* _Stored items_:
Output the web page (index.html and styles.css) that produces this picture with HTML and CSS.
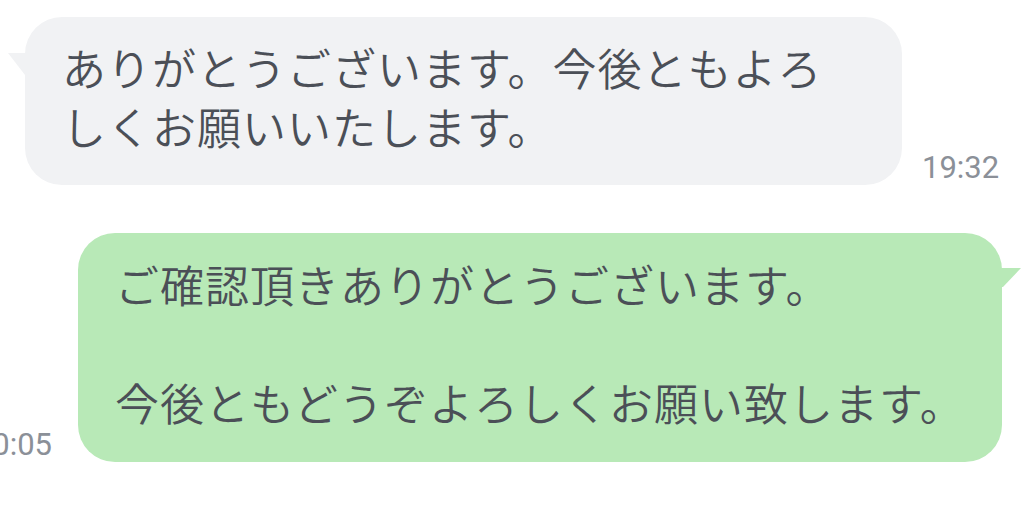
FILE: index.html
```html
<!DOCTYPE html>
<html lang="ja">
<head>
<meta charset="utf-8">
<title>Chat</title>
<link rel="stylesheet" href="styles.css">
</head>
<body>
<div class="chat">
  <div class="row row-in">
    <div class="bubble bubble-in">ありがとうございます。今後ともよろしくお願いいたします。</div>
    <div class="time">19:32</div>
  </div>
  <div class="row row-out">
    <div class="time">20:05</div>
    <div class="bubble bubble-out">ご確認頂きありがとうございます。<br><br>今後ともどうぞよろしくお願い致します。</div>
  </div>
</div>
</body>
</html>
```
FILE: styles.css
```css
html, body {
  margin: 0;
  padding: 0;
  background: #ffffff;
}
body {
  width: 1027px;
  height: 510px;
  overflow: hidden;
}
.chat {
  display: flex;
  flex-direction: column;
  padding-top: 17px;
}
.row {
  display: flex;
  align-items: flex-end;
}
.row-in {
  padding-left: 25px;
  gap: 20px;
}
.row-out {
  justify-content: flex-end;
  padding-right: 25px;
  gap: 26px;
  margin-top: 48px;
}
.bubble {
  position: relative;
  box-sizing: border-box;
  flex-shrink: 0;
  font-family: "Noto Sans CJK JP", sans-serif;
  font-size: 44px;
  font-weight: 350;
  letter-spacing: 1px;
  line-height: 59px;
  color: #4b4f57;
  border-radius: 37px;
  padding: 21px 38px 29px 37px;
}
.bubble-in {
  width: 877px;
  background: #f1f2f4;
}
.bubble-out {
  width: 924px;
  white-space: nowrap;
  background: #b8e9b7;
  padding-top: 22px;
  padding-bottom: 30px;
}
.bubble-in::before {
  content: "";
  position: absolute;
  left: -17px;
  top: 36px;
  width: 20px;
  height: 22px;
  background: #f1f2f4;
  clip-path: polygon(0 0, 100% 0, 100% 100%, 85% 100%);
}
.bubble-out::after {
  content: "";
  position: absolute;
  right: -19px;
  top: 35px;
  width: 22px;
  height: 19px;
  background: #b8e9b7;
  clip-path: polygon(0 0, 100% 0, 18% 100%, 0 100%);
}
.time {
  flex-shrink: 0;
  font-family: Roboto, "Liberation Sans", sans-serif;
  font-size: 31px;
  line-height: 1;
  color: #8b9098;
  margin-bottom: 2px;
}
```
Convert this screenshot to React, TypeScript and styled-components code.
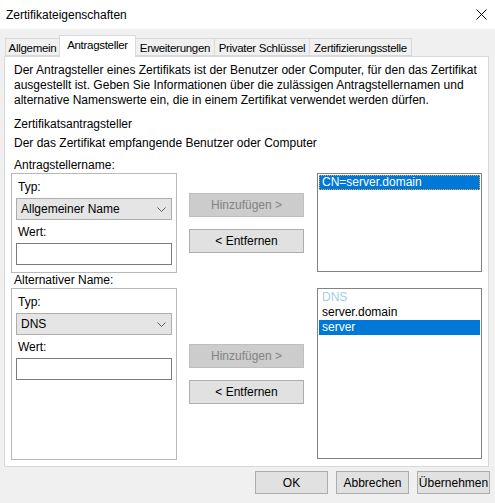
import styled, { createGlobalStyle } from 'styled-components'

const GlobalStyle = createGlobalStyle`
  html, body {
    margin: 0;
    padding: 0;
    background: #f0f0f0;
  }
  * {
    box-sizing: border-box;
  }
`

const FONT = `"Liberation Sans", Arial, sans-serif`

type Tab = { label: string; width: number }

const TABS: Tab[] = [
  { label: 'Allgemein', width: 55 },
  { label: 'Antragsteller', width: 77 },
  { label: 'Erweiterungen', width: 80 },
  { label: 'Privater Schlüssel', width: 96 },
  { label: 'Zertifizierungsstelle', width: 103 },
]

type ListItem = { text: string; kind: 'header' | 'normal' | 'selected' }

const SUBJECT_ITEMS: ListItem[] = [{ text: 'CN=server.domain', kind: 'selected' }]

const ALT_ITEMS: ListItem[] = [
  { text: 'DNS', kind: 'header' },
  { text: 'server.domain', kind: 'normal' },
  { text: 'server', kind: 'selected' },
]

const Dialog = styled.div`
  width: 495px;
  height: 503px;
  overflow: hidden;
  background: #f0f0f0;
  font-family: ${FONT};
  font-size: 12px;
  color: #000;
`

const TitleBar = styled.div`
  height: 29px;
  background: #fff;
  display: flex;
  align-items: center;
  justify-content: space-between;
  padding: 0 8px 0 6px;
`

const TitleText = styled.div`
  font-size: 12px;
`

const TabStrip = styled.div`
  display: flex;
  align-items: flex-end;
  height: 27px;
  padding-left: 5px;
`

const TabButton = styled.div<{ $active: boolean; $w: number }>`
  width: ${(p) => p.$w}px;
  height: ${(p) => (p.$active ? 22 : 18)}px;
  margin-bottom: ${(p) => (p.$active ? -1 : 0)}px;
  position: relative;
  z-index: ${(p) => (p.$active ? 2 : 1)};
  display: flex;
  align-items: ${(p) => (p.$active ? 'flex-start' : 'center')};
  justify-content: center;
  padding-top: ${(p) => (p.$active ? 3 : 1)}px;
  background: ${(p) => (p.$active ? '#fff' : '#f0f0f0')};
  border: 1px solid #d9d9d9;
  border-bottom: ${(p) => (p.$active ? 'none' : '1px solid #d9d9d9')};
  margin-right: -1px;
  font-size: 11.5px;
  letter-spacing: -0.3px;
  white-space: nowrap;
`

const TabPanel = styled.div`
  margin: 0 6px 0 4px;
  height: 411px;
  background: #fff;
  border: 1px solid #d9d9d9;
  padding: 6px 5px 0 6px;
  display: flex;
  flex-direction: column;
`

const Paragraph = styled.div<{ $gap?: number }>`
  line-height: 15px;
  padding-left: 3px;
  margin-top: ${(p) => p.$gap ?? 0}px;
`

const Section = styled.div<{ $gap?: number }>`
  display: grid;
  grid-template-columns: 166px 115px 166px;
  grid-template-rows: 15px auto;
  column-gap: 12px;
  margin-top: ${(p) => p.$gap ?? 0}px;
`

const SectionLabel = styled.div`
  grid-column: 1;
  grid-row: 1;
  line-height: 15px;
  padding-left: 3px;
`

const GroupBox = styled.div<{ $h: number }>`
  grid-column: 1;
  grid-row: 2;
  height: ${(p) => p.$h}px;
  border: 1px solid #b9b9b9;
  padding: 6px 4px 0 4px;
`

const FieldLabel = styled.div`
  line-height: 15px;
  padding-left: 2px;
  margin-bottom: 3px;
`

const ComboBox = styled.div`
  height: 22px;
  background: #e5e5e5;
  border: 1px solid #adadad;
  display: flex;
  align-items: center;
  justify-content: space-between;
  padding: 0 5px 0 4px;
  margin-bottom: 5px;
`

const TextInput = styled.div`
  height: 22px;
  background: #fff;
  border: 1px solid #7a7a7a;
`

const ButtonColumn = styled.div`
  grid-column: 2;
  grid-row: 2;
  display: flex;
  flex-direction: column;
  justify-content: center;
  gap: 12px;
`

const PushButton = styled.div<{ $disabled?: boolean; $w?: number; $h?: number }>`
  width: ${(p) => p.$w ?? 115}px;
  height: ${(p) => p.$h ?? 24}px;
  display: flex;
  align-items: center;
  justify-content: center;
  background: ${(p) => (p.$disabled ? '#cccccc' : '#e1e1e1')};
  border: 1px solid ${(p) => (p.$disabled ? '#bfbfbf' : '#adadad')};
  color: ${(p) => (p.$disabled ? '#838383' : '#000')};
  white-space: nowrap;
`

const ListBox = styled.div<{ $h: number }>`
  grid-column: 3;
  grid-row: 2;
  margin-left: 1px;
  height: ${(p) => p.$h}px;
  background: #fff;
  border: 1px solid #828282;
  padding: 1px;
`

const ListRow = styled.div<{ $kind: ListItem['kind']; $focus?: boolean }>`
  height: 15px;
  line-height: 15px;
  padding-left: 3px;
  white-space: nowrap;
  background: ${(p) => (p.$kind === 'selected' ? '#0078d7' : 'transparent')};
  color: ${(p) => (p.$kind === 'selected' ? '#fff' : p.$kind === 'header' ? '#9fd0ea' : '#000')};
  outline: ${(p) => (p.$focus ? '1px dotted #f0a040' : 'none')};
  outline-offset: -1px;
`

const Footer = styled.div`
  display: flex;
  justify-content: flex-end;
  gap: 8px;
  padding: 4px 5px 0 0;
`

function CloseIcon() {
  return (
    <svg width="11" height="11" viewBox="0 0 11 11">
      <path d="M0.5 0.5 L10.5 10.5 M10.5 0.5 L0.5 10.5" stroke="#000" strokeWidth="1" fill="none" />
    </svg>
  )
}

function Chevron() {
  return (
    <svg width="9" height="5" viewBox="0 0 9 5">
      <path d="M0.5 0.5 L4.5 4.5 L8.5 0.5" stroke="#606060" strokeWidth="1" fill="none" />
    </svg>
  )
}

function NameSection(props: {
  label: string
  type: string
  height: number
  items: ListItem[]
  gap?: number
  focusFirst?: boolean
}) {
  return (
    <Section $gap={props.gap}>
      <SectionLabel>{props.label}</SectionLabel>
      <GroupBox $h={props.height}>
        <FieldLabel>Typ:</FieldLabel>
        <ComboBox>
          <span>{props.type}</span>
          <Chevron />
        </ComboBox>
        <FieldLabel>Wert:</FieldLabel>
        <TextInput />
      </GroupBox>
      <ButtonColumn>
        <PushButton $disabled>Hinzufügen &gt;</PushButton>
        <PushButton>&lt; Entfernen</PushButton>
      </ButtonColumn>
      <ListBox $h={props.height - 1}>
        {props.items.map((it, i) => (
          <ListRow key={it.text} $kind={it.kind} $focus={props.focusFirst && i === 0}>
            {it.text}
          </ListRow>
        ))}
      </ListBox>
    </Section>
  )
}

function App() {
  return (
    <>
      <GlobalStyle />
      <Dialog>
        <TitleBar>
          <TitleText>Zertifikateigenschaften</TitleText>
          <CloseIcon />
        </TitleBar>

        <TabStrip>
          {TABS.map((t) => (
            <TabButton key={t.label} $w={t.width} $active={t.label === 'Antragsteller'}>
              {t.label}
            </TabButton>
          ))}
        </TabStrip>

        <TabPanel>
          <Paragraph>
            Der Antragsteller eines Zertifikats ist der Benutzer oder Computer, für den das Zertifikat
            ausgestellt ist. Geben Sie Informationen über die zulässigen Antragstellernamen und
            alternative Namenswerte ein, die in einem Zertifikat verwendet werden dürfen.
          </Paragraph>
          <Paragraph $gap={9}>Zertifikatsantragsteller</Paragraph>
          <Paragraph $gap={4}>Der das Zertifikat empfangende Benutzer oder Computer</Paragraph>
          <NameSection
            label="Antragstellername:"
            type="Allgemeiner Name"
            height={100}
            items={SUBJECT_ITEMS}
            gap={7}
            focusFirst
          />
          <NameSection label="Alternativer Name:" type="DNS" height={172} items={ALT_ITEMS} />
        </TabPanel>

        <Footer>
          <PushButton $w={73} $h={23}>OK</PushButton>
          <PushButton $w={73} $h={23}>Abbrechen</PushButton>
          <PushButton $w={73} $h={23}>Übernehmen</PushButton>
        </Footer>
      </Dialog>
    </>
  )
}

export default App
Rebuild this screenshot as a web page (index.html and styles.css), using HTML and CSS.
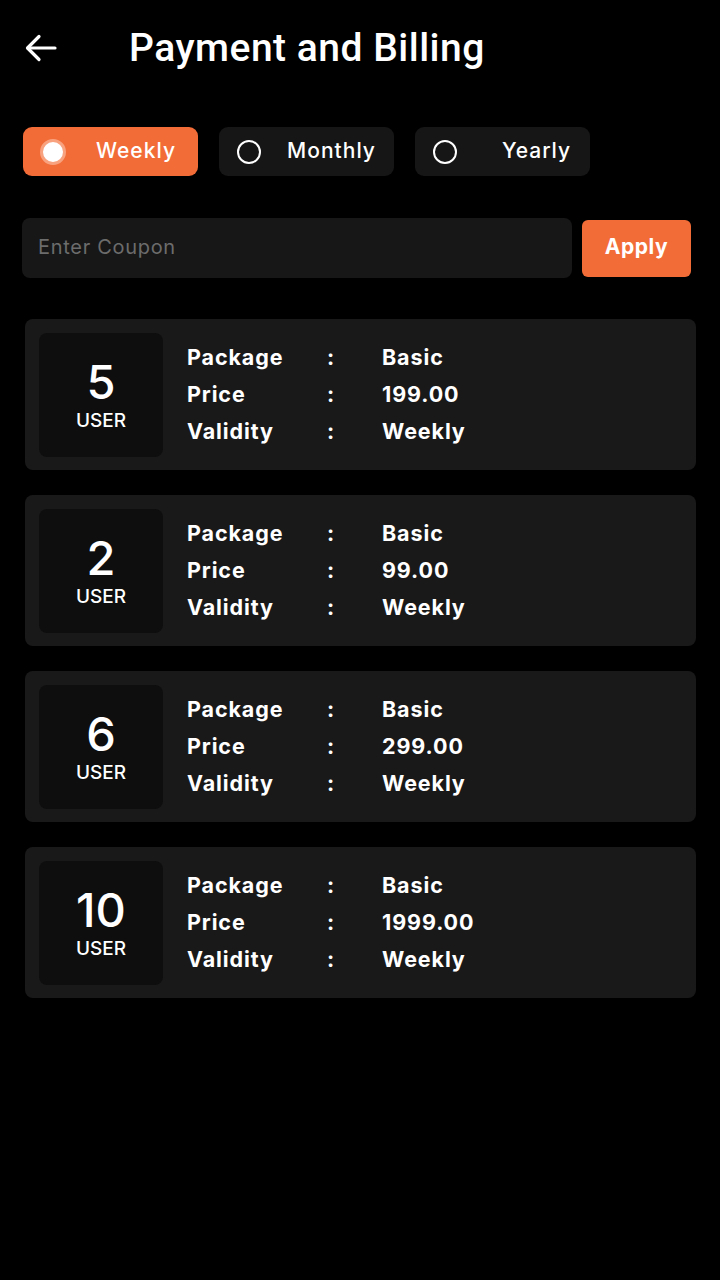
FILE: index.html
```html
<!DOCTYPE html>
<html>
<head>
<meta charset="utf-8">
<link rel="stylesheet" href="styles.css">
</head>
<body>
<div class="screen">
  <header class="topbar">
    <svg class="back" width="34" height="30" viewBox="0 0 34 30" fill="none" stroke="#fff" stroke-width="3.2" stroke-linecap="round" stroke-linejoin="round">
      <path d="M31 15H4"/>
      <path d="M15 3.5L3.5 15L15 26.5"/>
    </svg>
    <h1 class="title">Payment and Billing</h1>
  </header>

  <div class="tabs">
    <div class="tab active"><span class="radio"></span><span class="tab-label">Weekly</span></div>
    <div class="tab"><span class="radio"></span><span class="tab-label">Monthly</span></div>
    <div class="tab"><span class="radio"></span><span class="tab-label yearly">Yearly</span></div>
  </div>

  <div class="coupon-row">
    <div class="coupon">Enter Coupon</div>
    <div class="apply">Apply</div>
  </div>

  <div class="cards">
    <div class="card">
      <div class="users"><span class="num">5</span><span class="unit">USER</span></div>
      <div class="info">
        <span class="k">Package</span><span class="c">:</span><span class="v">Basic</span>
        <span class="k">Price</span><span class="c">:</span><span class="v">199.00</span>
        <span class="k">Validity</span><span class="c">:</span><span class="v">Weekly</span>
      </div>
    </div>
    <div class="card">
      <div class="users"><span class="num">2</span><span class="unit">USER</span></div>
      <div class="info">
        <span class="k">Package</span><span class="c">:</span><span class="v">Basic</span>
        <span class="k">Price</span><span class="c">:</span><span class="v">99.00</span>
        <span class="k">Validity</span><span class="c">:</span><span class="v">Weekly</span>
      </div>
    </div>
    <div class="card">
      <div class="users"><span class="num">6</span><span class="unit">USER</span></div>
      <div class="info">
        <span class="k">Package</span><span class="c">:</span><span class="v">Basic</span>
        <span class="k">Price</span><span class="c">:</span><span class="v">299.00</span>
        <span class="k">Validity</span><span class="c">:</span><span class="v">Weekly</span>
      </div>
    </div>
    <div class="card">
      <div class="users"><span class="num">10</span><span class="unit">USER</span></div>
      <div class="info">
        <span class="k">Package</span><span class="c">:</span><span class="v">Basic</span>
        <span class="k">Price</span><span class="c">:</span><span class="v">1999.00</span>
        <span class="k">Validity</span><span class="c">:</span><span class="v">Weekly</span>
      </div>
    </div>
  </div>
</div>
</body>
</html>
```

FILE: styles.css
```css
* { box-sizing: border-box; }
html, body {
  margin: 0;
  padding: 0;
  background: #000;
}
body {
  font-family: "Inter", "Noto Sans", sans-serif;
  color: #fff;
}
.screen {
  width: 720px;
  height: 1280px;
  background: #000;
}
.topbar {
  display: flex;
  align-items: center;
  height: 98px;
  padding-left: 24px;
  padding-bottom: 2px;
}
.back { display: block; }
.title {
  margin: 0 0 0 71px;
  font-family: "Roboto", sans-serif;
  font-weight: 500;
  font-size: 39px;
  letter-spacing: 0.5px;
}
.tabs {
  display: flex;
  gap: 21px;
  padding: 29px 0 0 23px;
}
.tab {
  width: 175px;
  height: 49px;
  border-radius: 9px;
  background: #161616;
  display: flex;
  align-items: center;
  padding-left: 18px;
}
.tab.active { background: #F26C38; }
.radio {
  width: 24px;
  height: 24px;
  border: 2px solid #fff;
  border-radius: 50%;
  flex: none;
}
.tab.active .radio {
  width: 26px;
  height: 26px;
  margin-left: -1px;
  border: 3px solid #F8A27F;
  background: #fff;
}
.tab-label {
  flex: 1;
  text-align: center;
  padding-left: 8px;
  padding-bottom: 2px;
  font-size: 21px;
  font-weight: 500;
  letter-spacing: 1px;
}
.tab-label.yearly { padding-left: 26px; }
.coupon-row {
  display: flex;
  align-items: center;
  gap: 10px;
  padding: 42px 0 0 22px;
}
.coupon {
  width: 550px;
  height: 60px;
  border-radius: 8px;
  background: #171717;
  display: flex;
  align-items: center;
  padding-left: 16px;
  padding-bottom: 3px;
  color: #6c6c6c;
  font-size: 20px;
  letter-spacing: 0.7px;
}
.apply {
  width: 109px;
  height: 57px;
  border-radius: 6px;
  background: #F26C38;
  display: flex;
  align-items: center;
  justify-content: center;
  padding-bottom: 3px;
  font-size: 21px;
  font-weight: 700;
  letter-spacing: 0.6px;
}
.cards {
  display: flex;
  flex-direction: column;
  gap: 25px;
  padding: 41px 0 0 25px;
}
.card {
  width: 671px;
  height: 151px;
  border-radius: 8px;
  background: #191919;
  display: flex;
  align-items: center;
  padding-left: 14px;
}
.users {
  width: 124px;
  height: 124px;
  border-radius: 8px;
  background: #0e0e0e;
  display: flex;
  flex-direction: column;
  align-items: center;
  justify-content: center;
  padding-top: 2px;
}
.num {
  font-size: 47px;
  font-weight: 500;
  line-height: 44px;
}
.unit {
  font-size: 19px;
  font-weight: 500;
  line-height: 22px;
  margin-top: 6px;
}
.info {
  display: grid;
  grid-template-columns: 139px 56px auto;
  margin-left: 24px;
  margin-top: -1px;
  font-size: 21.5px;
  font-weight: 700;
  line-height: 37px;
  letter-spacing: 0.9px;
}
.c { padding-left: 1px; }
```
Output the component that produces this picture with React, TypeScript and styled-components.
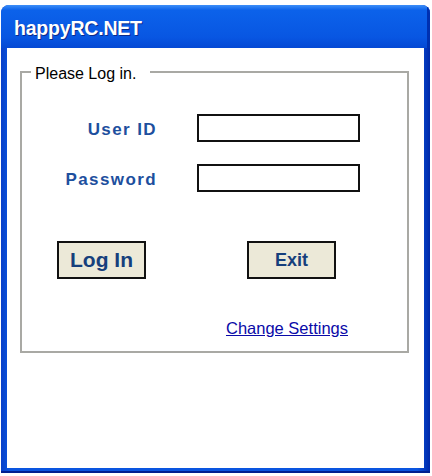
import React from "react";
import styled, { createGlobalStyle } from "styled-components";

const GlobalStyle = createGlobalStyle`
  html, body {
    margin: 0;
    padding: 0;
    background: #ffffff;
  }
  * {
    box-sizing: border-box;
  }
`;

const Window = styled.div`
  display: flex;
  flex-direction: column;
  width: 429px;
  height: 468px;
  margin: 5px 0 0 1px;
  border-radius: 8px 8px 0 0;
  background: linear-gradient(90deg, #0840c8 0%, #0a55e0 2%, #0a55e0 97%, #0028a8 100%);
  box-shadow: inset 0 -2px 0 #002090;
  overflow: hidden;
`;

const TitleBar = styled.div`
  display: flex;
  align-items: center;
  height: 43px;
  padding: 4px 0 0 13px;
  background: linear-gradient(
    180deg,
    #3d8ef8 0%,
    #0c62ea 12%,
    #0a5ce6 45%,
    #0856e2 75%,
    #0549d4 100%
  );
  box-shadow: inset -3px 0 0 #0030b0;
`;

const Title = styled.span`
  font-family: "Liberation Sans", Arial, sans-serif;
  font-weight: 700;
  font-size: 19.5px;
  color: #ffffff;
  letter-spacing: -0.2px;
  text-shadow: 1px 1px 0 #0a2a8c;
`;

const Client = styled.div`
  flex: 1;
  margin: 0 6px 5px 6px;
  background: #ffffff;
  padding: 13px 15px 0 13px;
`;

const GroupBox = styled.fieldset`
  margin: 0;
  padding: 0;
  min-width: 0;
  border: 2px solid #a9a9a4;
  display: flex;
  flex-direction: column;
`;

const Legend = styled.legend`
  margin-left: 9px;
  padding: 4px 14px 0 4px;
  font-family: "Liberation Sans", Arial, sans-serif;
  font-size: 16px;
  line-height: 18px;
  color: #000000;
`;

const Fields = styled.div`
  display: grid;
  grid-template-columns: 135px 163px;
  column-gap: 40px;
  row-gap: 22px;
  margin-top: 31px;
`;

const Label = styled.label`
  align-self: center;
  padding-top: 4px;
  text-align: right;
  font-family: "Liberation Sans", Arial, sans-serif;
  font-weight: 700;
  font-size: 17px;
  letter-spacing: 1.4px;
  color: #1d4f9e;
`;

const TextBox = styled.input<{ $edge: number }>`
  width: 163px;
  height: 28px;
  border: ${p => p.$edge}px solid #111111;
  background: #ffffff;
  padding: 0 4px;
  font-family: "Liberation Sans", Arial, sans-serif;
  font-size: 14px;
  outline: none;
`;

const ButtonRow = styled.div`
  display: flex;
  gap: 101px;
  margin: 49px 0 0 35px;
`;

const Button = styled.button<{ $size: number }>`
  width: 89px;
  height: 38px;
  border: 2px solid #111111;
  background: #ece9d8;
  font-family: "Liberation Sans", Arial, sans-serif;
  font-weight: 700;
  font-size: ${p => p.$size}px;
  color: #163f7c;
  padding: 0;
  cursor: pointer;
`;

const LinkRow = styled.div`
  display: flex;
  justify-content: flex-end;
  padding: 0 59px 0 0;
  margin: 39px 0 13px 0;
`;

const SettingsLink = styled.a`
  font-family: "Liberation Sans", Arial, sans-serif;
  font-size: 16.5px;
  line-height: 20px;
  color: #0a0aa8;
  text-decoration: underline;
  cursor: pointer;
`;

export default function App() {
  return (
    <>
      <GlobalStyle />
      <Window>
        <TitleBar>
          <Title>happyRC.NET</Title>
        </TitleBar>
        <Client>
          <GroupBox>
            <Legend>Please Log in.</Legend>
            <Fields>
              <Label htmlFor="user-id">User ID</Label>
              <TextBox id="user-id" type="text" $edge={2} />
              <Label htmlFor="password">Password</Label>
              <TextBox id="password" type="password" $edge={2} />
            </Fields>
            <ButtonRow>
              <Button $size={21}>Log In</Button>
              <Button $size={18}>Exit</Button>
            </ButtonRow>
            <LinkRow>
              <SettingsLink>Change Settings</SettingsLink>
            </LinkRow>
          </GroupBox>
        </Client>
      </Window>
    </>
  );
}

* _Goal_: Gather from the records above every line containing the string "React".

* _Complete answer_:
Convert this screenshot to React, TypeScript and styled-components code.
Output the component that produces this picture with React, TypeScript and styled-components.
import React from "react";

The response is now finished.